Terry Prendergast, the chief executive of Marriage Care, claimed there is "no evidence" that children do better if they are brought up in a traditional two-parent family.
He claimed that those who live together out of wedlock are trying to lead good lives but find themselves "consigned to the dustbin" by the church.
His comments – to be made this weekend to Quest, a group of homosexual Catholics – go directly against the church's teaching, which holds that homosexuality is sinful and that families should be based on the marriage of a man and a woman.

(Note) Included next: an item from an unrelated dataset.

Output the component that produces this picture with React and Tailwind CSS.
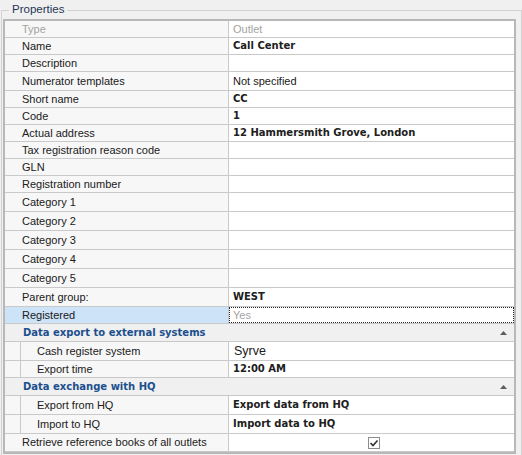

Mr Prendergast said: "We see, for example, that statistically children do best in a family where the adult relationship is steady, stable and loving – you should note here perhaps that I stress adult, not married, since there is no evidence that suggests that children do best with heterosexual couples."
He claimed that God was present in the relationships of married, homosexual and cohabiting heterosexual relationships where there was "commitment, consent and covenant".
He went on: "They want to live good lives according to the precepts of the Gospels. They are an advert for the Church, an advert that the Church often ignores or consigns to the wastebin."
Mr Prendergast also said the Government cares more about families than the church, because it supports people who are unmarried and allows same-sex civil partnerships.
"The fact that there are all kinds of benefits available for different family forms, and legal imperatives to support families suggests that the State is even more concerned for families than Church."
Marriage Care, which provides relationship counselling, is partly funded by Catholic dioceses but a spokesman for the church in England and Wales rejected Mr Prendergast's arguments.
He told the Catholic Herald newspaper: "Defining 'family' is a notoriously difficult task. Yet the views expressed by Terry Prendergast about the definition of family and marriage are clearly not a reflection of the Church's teaching, nor those of the Bishops' Conference.
"Responding to the needs of children is also complex. The Church's vision is that the crucially important quality of stability in family life needs gender complementarity and role modelling too."